Yes, I'm a bit wary of contradicting THE Sophie Fontanel but I do think she's missing something with viewing trainers as just trainers. It's not the great democratiser as she seems to paint imho, there's a whole hierarchy about having the right shoe at the right time.
It's a shame because she could have tied that in nearly to her new classic talk. Streetwear (as in the fashion movement very much tied into US hip-hop culture not things people are actually wearing on the street and these videos attempt to capture, albeit heavily editorialised) presents itself as being the cutting edge of fashion but in the current fashion sphere it's actually the most traditional and very much a continuation of one day you're in the next day you're out fashion as usual which is very consumist focused and not all that artistic, yet coasts on an artistic aesthetic.

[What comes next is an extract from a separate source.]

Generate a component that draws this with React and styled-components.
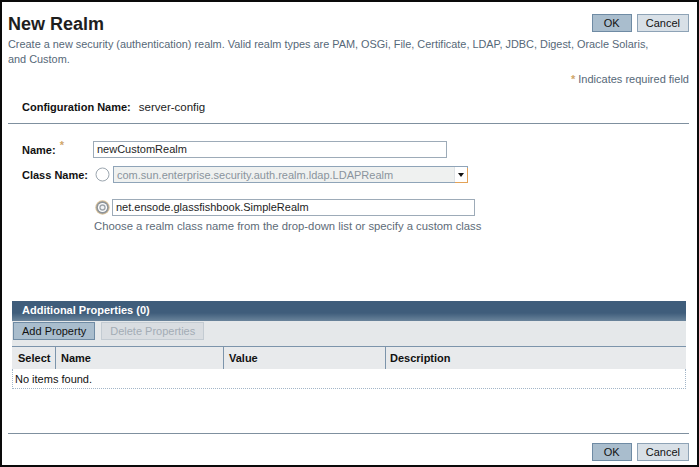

No other subculture is as aligned with the old model of what's in what's out, hierarchies of influence and status anxiety quite like streetwear. It's no surprise that the traditional fashion crowd embraced it so eagerly even if their existing clientele had little interest in it (and I'd love to see the bottom line sheets on these course directions), it's predictable and therefore able to be manipulated to their interests (money, mostly). As much as it raised surprised eyebrows to install these streetwear designers into heritage houses it really isn't that surprising, it's very much the same thing just different aesthetics.
Also forgot to mention I really did enjoy her comment on that brands make their reputation in the secondhand market and that you need fickle fat cats at the top to constantly consume and dispose which sort of ties into the above.